Tech

Research in Data Science: Big Data, Big Risks?

Staff Reporter
First Posted: Jul 09, 2013 04:04 PM EDT

Big data is hot news. The opportunities for analysing huge amounts of unstructured data are highly valued in industry and science, yet there is also concern about data protection. ETH information technology professor Donald Kossmann researches and teaches in the field of big data and is convinced that the benefits will outweigh the risks, conveying his views in this interview originally published on the ETH website in June:

Mr Kossmann, what do you think has been the most fascinating application of big data to date?
It’s difficult to say, let me think for a moment... oh yes, Google Translate. Over the years, linguists have tried to develop functional models for language without any great success. Today, Google Translate delivers better quality than any of these models, simply based on experience by comparing existing translations from the Internet.

One often gets the impression that big data is interpreted in different ways by different people. How would you define big data and what is new about it?
Big data is first and foremost the automation of experience. Conventional IT automates processes: you first consider how something might work at its best and then develop a programme that automates precisely this process. With big data, it doesn’t stop there –the process is continually adapted in line with experience.

What are the technical fundamentals required for this?
It is becoming more affordable to save huge amounts of data and computers are becoming more and more powerful. At the same time, companies such as Google developed completely new software structures in the 1990s, meaning that they were no longer reliant on a mainframe computer to analyse large amounts of data and were instead able to fall back on hundreds or thousands of small computers. Practices that previously took place in Google’s labs have become accessible to everyone over the last few years as a result of open source developments.

You also give lectures on big data. To what extent has big data changed teaching and research at ETH?
From a technical perspective, big data is not a revolution; its fundamental technologies have been known for a long time. The courses offered have not completely evolved in accordance with this. However, we have considerably expanded areas such as “Machine Learning” at ETH, i.e. the algorithmic and mathematical foundations for big data analyses. Initial attempts to develop completely new data science courses are currently being carried out at American universities. We believe, however, that broad, well-grounded IT training is still very much in demand even in the age of big data. The continued high level of industry demand for our graduates proves our point.

What has changed in terms of research with big data?
There are more and more collaborations with industry in this area. At the same time, there has been a considerable increase of interest from other scientific disciplines, in biology, for example, where we are supporting the SystemsX.ch systems biology initiative or in sociology where we are involved in the FuturICT project.

In 2010, you founded the big data spin-off Teralytics together with an ETH graduate. What do you offer your clients?
A platform for big data analyses, i.e. software that can process and analyse very large amounts of data in real-time. Very often, these types of analyses then run on hundreds of computers at the same time.

And who are your clients?
I would rather not name them, because big data still has quite a negative connotation in the public sphere – contributed to, of course, by the current debates surrounding data analysis by the NSA in the USA. But big data wrongly has a bad image: it does after all have many useful purposes.

Such as...?
When we succeed in developing new, effective treatments by analysing anonymous health data, for example, in order to combat types of cancer that cannot currently be treated, then public support will soon grow. There are risks, of course, but sometimes the benefit of new technologies is so great that society has to simply run these risks.

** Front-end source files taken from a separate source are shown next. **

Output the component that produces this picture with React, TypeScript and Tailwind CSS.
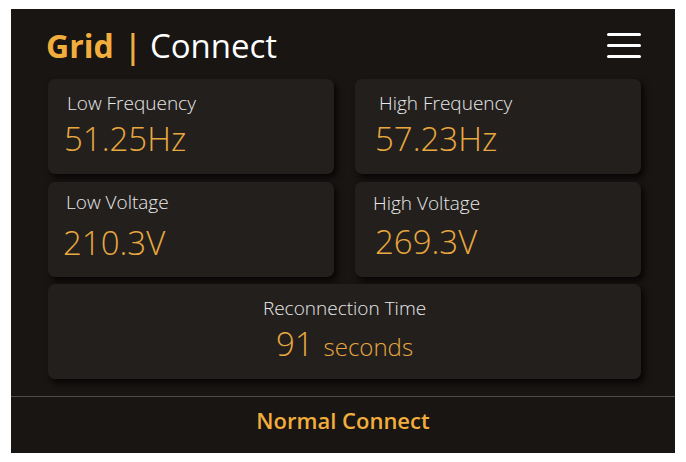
import React from "react"

type Reading = {
  label: string
  value: string
  top: string
  labelPad: string
  valueGap: string
  valuePad: string
}

const readings: Reading[] = [
  { label: "Low Frequency", value: "51.25Hz", top: "pt-[11px]", labelPad: "pl-[19px]", valueGap: "mt-[3px]", valuePad: "pl-[16px]" },
  { label: "High Frequency", value: "57.23Hz", top: "pt-[11px]", labelPad: "pl-[24px]", valueGap: "mt-[3px]", valuePad: "pl-[20px]" },
  { label: "Low Voltage", value: "210.3V", top: "pt-[7px]", labelPad: "pl-[18px]", valueGap: "mt-[8px]", valuePad: "pl-[15px]" },
  { label: "High Voltage", value: "269.3V", top: "pt-[8px]", labelPad: "pl-[18px]", valueGap: "mt-[6px]", valuePad: "pl-[20px]" },
]

const card = "rounded-[7px] bg-[#221f1d] shadow-[3px_4px_6px_rgba(0,0,0,0.75)] h-[95px]"

function ReadingCard({ r }: { r: Reading }) {
  return (
    <div className={`${card} ${r.top}`}>
      <div className={`${r.labelPad} text-[19px] font-light text-[#e8e8e8] leading-[26px]`}>{r.label}</div>
      <div className={`${r.valuePad} ${r.valueGap} text-[33px] font-light text-[#e9a83f] leading-[40px]`}>{r.value}</div>
    </div>
  )
}

export default function App() {
  return (
    <div className="bg-white w-[686px] h-[462px] pt-[9px] pl-[11px]" style={{ fontFamily: '"Open Sans", "Liberation Sans", sans-serif' }}>
      <div className="w-[664px] h-[444px] bg-[#181513] flex flex-col">
        {/* Header */}
        <div className="h-[70px] flex items-center justify-between pl-[35px] pr-[34px]">
          <h1 className="text-[33px] leading-none mt-[2px] flex items-baseline">
            <span className="font-bold text-[#f2ae3c] text-[32px]">Grid</span>
            <span className="text-[#f2ae3c] font-semibold ml-[10px] mr-[8px]">|</span>
            <span className="text-white font-normal">Connect</span>
          </h1>
          <div className="flex flex-col gap-[8px] w-[34px] mt-[2px]">
            <span className="block h-[3px] bg-white rounded-full" />
            <span className="block h-[3px] bg-white rounded-full" />
            <span className="block h-[3px] bg-white rounded-full" />
          </div>
        </div>

        {/* Readings */}
        <div className="pl-[37px] pr-[34px]">
          <div className="grid grid-cols-2 gap-x-[21px] gap-y-[8px]">
            {readings.map((r) => (
              <ReadingCard key={r.label} r={r} />
            ))}
            <div className={`${card} col-span-2 mt-[-1px] pt-[11px] flex flex-col items-center`}>
              <div className="text-[19px] font-light text-[#e8e8e8] leading-[26px]">Reconnection Time</div>
              <div className="flex items-baseline text-[#e9a83f] font-light mt-[3px]">
                <span className="text-[33px] leading-[40px]">91</span>
                <span className="text-[24px] leading-[40px] ml-[10px]">seconds</span>
              </div>
            </div>
          </div>
        </div>

        {/* Footer */}
        <div className="mt-[17px] border-t border-[#524c48] flex-1 flex items-center justify-center">
          <span className="text-[22px] font-semibold text-[#f2ae3c] pb-[10px]">Normal Connect</span>
        </div>
      </div>
    </div>
  )
}
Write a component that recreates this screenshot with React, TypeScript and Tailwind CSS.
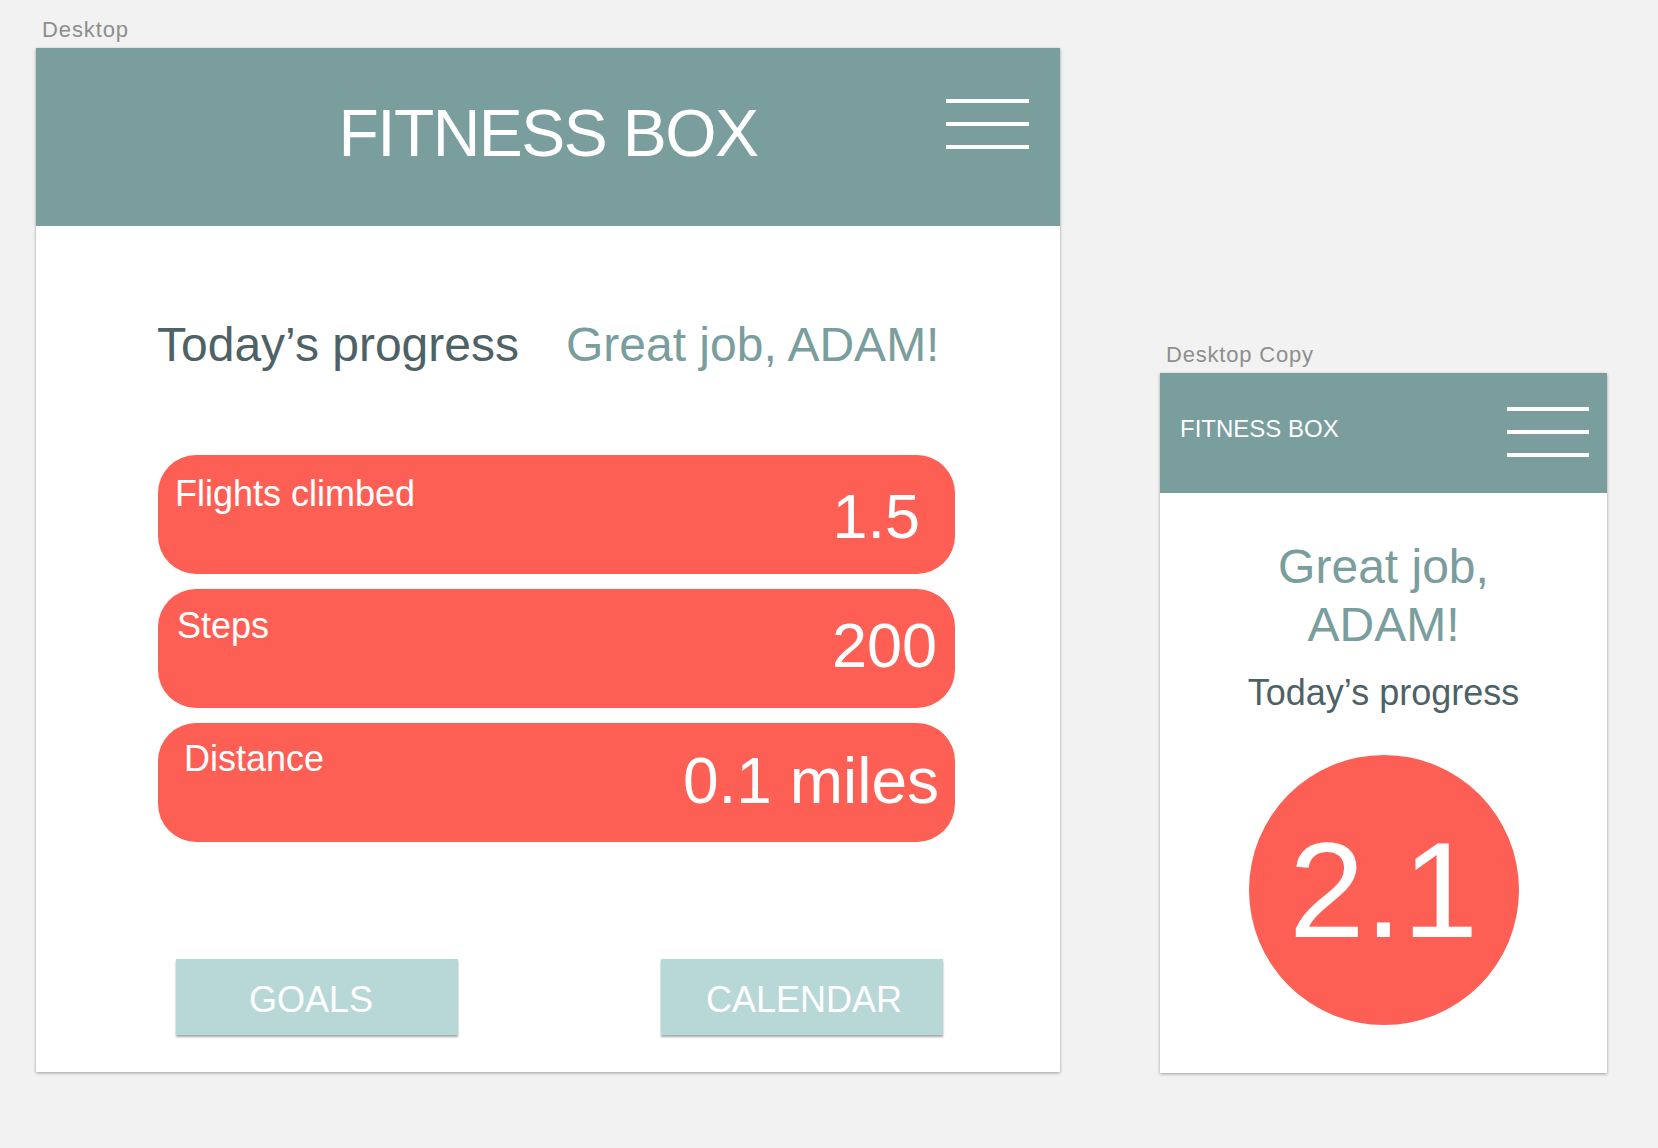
import React from "react";

function Burger({ small }: { small?: boolean }) {
  const line = small ? "h-[4px] w-[82px] bg-white" : "h-[4px] w-[83px] bg-white";
  return (
    <div className="flex flex-col gap-[19px]">
      <div className={line} />
      <div className={line} />
      <div className={line} />
    </div>
  );
}

function Card({
  label,
  value,
  labelCls,
  valueCls,
}: {
  label: string;
  value: string;
  labelCls: string;
  valueCls: string;
}) {
  return (
    <div className="h-[119px] rounded-[38px] bg-[#fe5f55] flex justify-between items-start text-white">
      <div className={labelCls}>{label}</div>
      <div className={valueCls}>{value}</div>
    </div>
  );
}

export default function App() {
  return (
    <div className="w-[1658px] h-[1148px] bg-[#f2f2f2] flex items-start pl-[36px] font-['Liberation_Sans',Arial,Helvetica,sans-serif]">
      {/* Desktop artboard */}
      <div className="flex flex-col pt-[18px]">
        <div className="h-[24px] leading-[24px] text-[22px] tracking-[0.9px] text-[#8e8e8e] pl-[6px] mb-[6px]">
          Desktop
        </div>
        <div className="w-[1024px] h-[1024px] bg-white shadow-[0_1px_3px_rgba(0,0,0,0.35)] flex flex-col">
          <div className="h-[178px] bg-[#7a9d9e] grid grid-cols-[1fr_auto_1fr] items-start">
            <div />
            <div className="pt-[52px] text-[66px] leading-none tracking-[-1.6px] text-white whitespace-nowrap">
              FITNESS BOX
            </div>
            <div className="justify-self-end pt-[51px] pr-[31px]">
              <Burger />
            </div>
          </div>

          <div className="flex pl-[121px] pt-[95px] gap-[47px] text-[48px] leading-none whitespace-nowrap">
            <div className="text-[#4e6266]">Today’s progress</div>
            <div className="text-[#7a9d9e]">Great job, ADAM!</div>
          </div>

          <div className="ml-[122px] mt-[86px] w-[797px] flex flex-col gap-[15px]">
            <Card
              label="Flights climbed"
              value="1.5"
              labelCls="pl-[17px] pt-[21px] text-[36px] leading-none"
              valueCls="pr-[35px] pt-[30px] text-[63px] leading-none"
            />
            <Card
              label="Steps"
              value="200"
              labelCls="pl-[19px] pt-[19px] text-[36px] leading-none"
              valueCls="pr-[18px] pt-[25px] text-[63px] leading-none"
            />
            <Card
              label="Distance"
              value="0.1 miles"
              labelCls="pl-[26px] pt-[18px] text-[36px] leading-none"
              valueCls="pr-[16px] pt-[26px] text-[64px] leading-none"
            />
          </div>

          <div className="flex ml-[140px] mt-[117px] gap-[203px]">
            <div className="w-[282px] h-[76px] bg-[#b8d8d8] shadow-[0_2px_2px_rgba(0,0,0,0.35)] flex items-center justify-center pt-[5px] pr-[12px] text-white text-[36px] leading-none">
              GOALS
            </div>
            <div className="w-[282px] h-[76px] bg-[#b8d8d8] shadow-[0_2px_2px_rgba(0,0,0,0.35)] flex items-center justify-center pt-[5px] pl-[4px] text-white text-[36px] leading-none">
              CALENDAR
            </div>
          </div>
        </div>
      </div>

      {/* Mobile artboard */}
      <div className="flex flex-col ml-[100px] pt-[343px]">
        <div className="h-[24px] leading-[24px] text-[22px] tracking-[0.8px] text-[#8e8e8e] pl-[6px] mb-[6px]">
          Desktop Copy
        </div>
        <div className="w-[447px] h-[700px] bg-white shadow-[0_1px_3px_rgba(0,0,0,0.35)] flex flex-col">
          <div className="h-[120px] bg-[#7a9d9e] flex justify-between items-start">
            <div className="pl-[20px] pt-[44px] text-[24px] leading-none text-white whitespace-nowrap">
              FITNESS BOX
            </div>
            <div className="pr-[18px] pt-[34px]">
              <Burger small />
            </div>
          </div>
          <div className="flex flex-col items-center">
            <div className="pt-[45px] text-[48px] leading-[58px] text-center text-[#7a9d9e] whitespace-nowrap">
              Great job,
              <br />
              ADAM!
            </div>
            <div className="mt-[21px] text-[36px] leading-none text-[#4e6266] whitespace-nowrap">
              Today’s progress
            </div>
            <div className="mt-[44px] w-[270px] h-[270px] rounded-full bg-[#fe5f55] flex items-center justify-center text-white text-[136px] leading-none">
              2.1
            </div>
          </div>
        </div>
      </div>
    </div>
  );
}
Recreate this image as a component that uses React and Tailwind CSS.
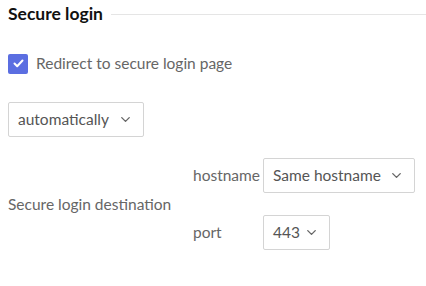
import { ChevronDown } from "lucide-react";

const Select = ({ value, width }) => (
  <div
    className={`flex h-[35px] items-center justify-between rounded-[2px] border border-[#d4d4d4] bg-white pl-[9px] pr-[10px] text-[15.5px] text-[#555] ${width}`}
  >
    <span>{value}</span>
    <ChevronDown size={15} strokeWidth={2.2} className="text-[#666]" />
  </div>
);

export default function App() {
  return (
    <div
      className="h-[286px] w-[426px] bg-white px-2 pt-[2px] text-[#666]"
      style={{ fontFamily: "Lato, 'Noto Sans', sans-serif" }}
    >
      <div className="-mr-2 flex items-center gap-[8px]">
        <h2 className="text-[17.5px] leading-[24px] font-bold text-[#111]">Secure login</h2>
        <div className="h-px flex-1 bg-[#e5e5e5]" />
      </div>

      <label className="mt-[26px] flex items-center gap-2 text-[15.5px]">
        <span className="flex h-5 w-5 items-center justify-center rounded-[2px] bg-[#5b6ee1]">
          <svg width="11" height="9" viewBox="0 0 11 9" fill="none">
            <path d="M1.5 4.5 L4.2 7.2 L9.5 1.5" stroke="white" strokeWidth="2" strokeLinecap="round" strokeLinejoin="round" />
          </svg>
        </span>
        Redirect to secure login page
      </label>

      <div className="mt-[27px]">
        <Select value="automatically" width="w-[136px]" />
      </div>

      <div className="mt-[21px] flex items-center text-[15.5px]">
        <div className="w-[185px]">Secure login destination</div>
        <div className="flex flex-col gap-[22px]">
          <div className="flex items-center">
            <span className="w-[70px]">hostname</span>
            <Select value="Same hostname" width="w-[152px]" />
          </div>
          <div className="flex items-center">
            <span className="w-[70px]">port</span>
            <Select value="443" width="w-[67px]" />
          </div>
        </div>
      </div>
    </div>
  );
}
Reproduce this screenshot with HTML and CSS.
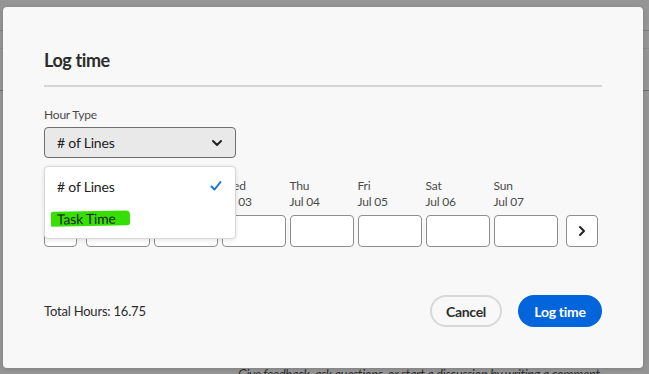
FILE: index.html
```html
<!DOCTYPE html>
<html lang="en">
<head>
    <meta charset="UTF-8">
    <meta name="viewport" content="width=device-width, initial-scale=1.0">
    <title>Log time</title>
    <link rel="stylesheet" href="styles.css">
</head>
<body>

<!-- page underneath the modal, dimmed -->
<div class="page">
    <div class="page-row row-a"></div>
    <div class="page-row row-b"></div>
    <div class="page-row row-c"></div>
    <p class="comment-hint">Give feedback, ask questions, or start a discussion by writing a comment</p>
</div>

<div class="dialog">
    <h2 class="dialog-title">Log time</h2>
    <div class="divider"></div>

    <div class="field">
        <label class="field-label">Hour Type</label>
        <div class="picker">
            <span>&#35; of Lines</span>
            <svg class="chevron" width="12" height="12" viewBox="0 0 12 12"><path d="M2 4l4 4 4-4" fill="none" stroke="#222" stroke-width="2" stroke-linecap="round" stroke-linejoin="round"/></svg>
        </div>
        <ul class="menu">
            <li class="menu-item selected">
                <span>&#35; of Lines</span>
                <svg width="12" height="12" viewBox="0 0 12 12"><path d="M1.5 6.5l3 3 6-7.5" fill="none" stroke="#1473e6" stroke-width="2" stroke-linecap="round" stroke-linejoin="round"/></svg>
            </li>
            <li class="menu-item"><span class="marker">Task Time</span></li>
        </ul>
    </div>

    <div class="week">
        <button class="step">
            <svg width="12" height="12" viewBox="0 0 12 12"><path d="M8 2L4 6l4 4" fill="none" stroke="#222" stroke-width="2" stroke-linecap="round" stroke-linejoin="round"/></svg>
        </button>
        <div class="day"><span>Mon</span><span>Jul 01</span><input type="text"></div>
        <div class="day"><span>Tue</span><span>Jul 02</span><input type="text"></div>
        <div class="day"><span>Wed</span><span>Jul 03</span><input type="text"></div>
        <div class="day"><span>Thu</span><span>Jul 04</span><input type="text"></div>
        <div class="day"><span>Fri</span><span>Jul 05</span><input type="text"></div>
        <div class="day"><span>Sat</span><span>Jul 06</span><input type="text"></div>
        <div class="day"><span>Sun</span><span>Jul 07</span><input type="text"></div>
        <button class="step">
            <svg width="12" height="12" viewBox="0 0 12 12"><path d="M4 2l4 4-4 4" fill="none" stroke="#222" stroke-width="2" stroke-linecap="round" stroke-linejoin="round"/></svg>
        </button>
    </div>

    <div class="dialog-footer">
        <span class="total">Total Hours: 16.75</span>
        <button class="btn btn-secondary">Cancel</button>
        <button class="btn btn-primary">Log time</button>
    </div>
</div>

</body>
</html>
```

FILE: styles.css
```css
body {
    margin: 0;
    width: 649px;
    height: 374px;
    overflow: hidden;
    background: #959595;
    font-family: Lato, 'Liberation Sans', sans-serif;
    color: #222;
    position: relative;
}
.page {
    height: 374px;
    display: flex;
    flex-direction: column;
}
.page-row {
    border-bottom: 1px solid #7c7c7c;
}
.row-a {
    height: 30px;
}
.row-b {
    height: 17px;
    border-color: #898989;
}
.row-c {
    height: 41px;
    border-color: #6e6e6e;
}
.comment-hint {
    margin: auto 0 -8px 238px;
    font-size: 13px;
    line-height: 16px;
    font-style: italic;
    letter-spacing: -0.35px;
    white-space: nowrap;
    color: #2e2e2e;
}
.dialog {
    position: absolute;
    left: 3px;
    top: 7px;
    width: 640px;
    height: 361px;
    box-sizing: border-box;
    padding: 41px 41px 0;
    background: #f8f8f8;
    border-radius: 4px;
    box-shadow: 0 1px 4px rgba(0, 0, 0, 0.15);
}
.dialog-title {
    margin: 0;
    font-size: 18px;
    line-height: 24px;
    font-weight: 700;
    letter-spacing: -0.4px;
    color: #2c2c2c;
}
.divider {
    height: 2px;
    background: #d5d5d5;
    margin-top: 13px;
}
.field {
    position: relative;
    width: 192px;
    margin-top: 20px;
}
.field-label {
    display: block;
    font-size: 12px;
    line-height: 16px;
    letter-spacing: -0.2px;
    color: #4b4b4b;
    margin-bottom: 4px;
}
.picker {
    height: 31px;
    box-sizing: border-box;
    border: 1px solid #6e6e6e;
    border-radius: 4px;
    background: #e9e9e9;
    display: flex;
    align-items: center;
    justify-content: space-between;
    padding: 0 12px;
    font-size: 14px;
    letter-spacing: -0.2px;
}
.menu {
    position: absolute;
    left: 0;
    right: 0;
    top: 59px;
    margin: 0;
    padding: 3px 0 4px;
    list-style: none;
    background: #fff;
    border: 1px solid #d8d8d8;
    border-radius: 4px;
    box-shadow: 0 1px 4px rgba(0, 0, 0, 0.12);
    z-index: 2;
}
.menu-item {
    height: 32px;
    display: flex;
    align-items: center;
    justify-content: space-between;
    padding: 0 13px 0 12px;
    font-size: 14px;
    letter-spacing: -0.2px;
}
.marker {
    background: #35e000;
    line-height: 15px;
    padding: 0 14px 0 6px;
    margin-left: -6px;
    border-radius: 2px 4px 3px 1px;
    transform: rotate(-1deg);
}
.week {
    display: flex;
    align-items: flex-end;
    gap: 4px;
    margin-top: 20px;
}
.day {
    width: 64px;
    display: flex;
    flex-direction: column;
    font-size: 12px;
    line-height: 16px;
    letter-spacing: -0.2px;
    color: #4b4b4b;
}
.day input {
    margin-top: 5px;
    height: 32px;
    box-sizing: border-box;
    border: 1px solid #8e8e8e;
    border-radius: 4px;
    background: #fff;
}
.step {
    width: 34px;
    height: 32px;
    margin: 0 4px;
    padding: 0;
    border: 1px solid #8e8e8e;
    border-radius: 4px;
    background: #fff;
    display: flex;
    align-items: center;
    justify-content: center;
}
.step:first-child {
    margin: 0 5px 0 0;
}
.dialog-footer {
    display: flex;
    align-items: center;
    gap: 16px;
    margin-top: 48px;
}
.total {
    flex: 1;
    font-size: 13px;
    letter-spacing: -0.2px;
    color: #2c2c2c;
}
.btn {
    height: 32px;
    border-radius: 16px;
    font-family: inherit;
    font-size: 14px;
    font-weight: 700;
    letter-spacing: -0.3px;
    padding: 0;
}
.btn-secondary {
    width: 72px;
    background: #f8f8f8;
    border: 2px solid #d8d8d8;
    color: #2c2c2c;
}
.btn-primary {
    width: 84px;
    background: #0265dc;
    border: none;
    color: #fff;
}
```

Where are the biggest technical challenges?
Efficiency is an important area. The amounts of data are growing far faster than our computer and storage capacities. It is not always practical today to analyse all of the data available from an economic perspective and given the energy required to do so. The question, therefore, is how much data we have to analyse to ensure significant results. We will continue to research improved real-time data analysis. Our aim is to obtain the information that is necessary for making decisions more quickly, something that is crucial in situations of crisis, for example, natural catastrophes. And, of course, data protection is an on-going problem for us. We are developing new hardware structures to encrypt and aggregate data so that we can guarantee that even insiders are unable to draw conclusions about individuals.

Many big data applications today access data that is freely available on the Internet. Is technology that sanitises and encrypts personal data used here?
No, this is the sole responsibility of the user. In the case of services such as Facebook or Twitter, you agree to the companies checking your data. These companies can do what they like with this data. But it is, of course, up to you what you make available on the internet.

Are we on the way to a “post privacy” society and an all-encompassing public sphere, as predicted by certain authors?
No, privacy is a basic human need. Perhaps young people value data protection a little less now but this generation will also learn to better protect its privacy using the technical possibilities out there. In addition, new, different platforms will become available on the Internet that will allow users more privacy than the current options such as Facebook. Overall, I am optimistic that people will ultimately use big data to their benefit.

Interview: Samuel Schlaefli, ©2013 ETH Zurich (Federal Institute of Technology Switzerland)

Donald Kossmann has been Professor for Computer Science at the Institute of Information Systems at ETH Zurich since August 2004.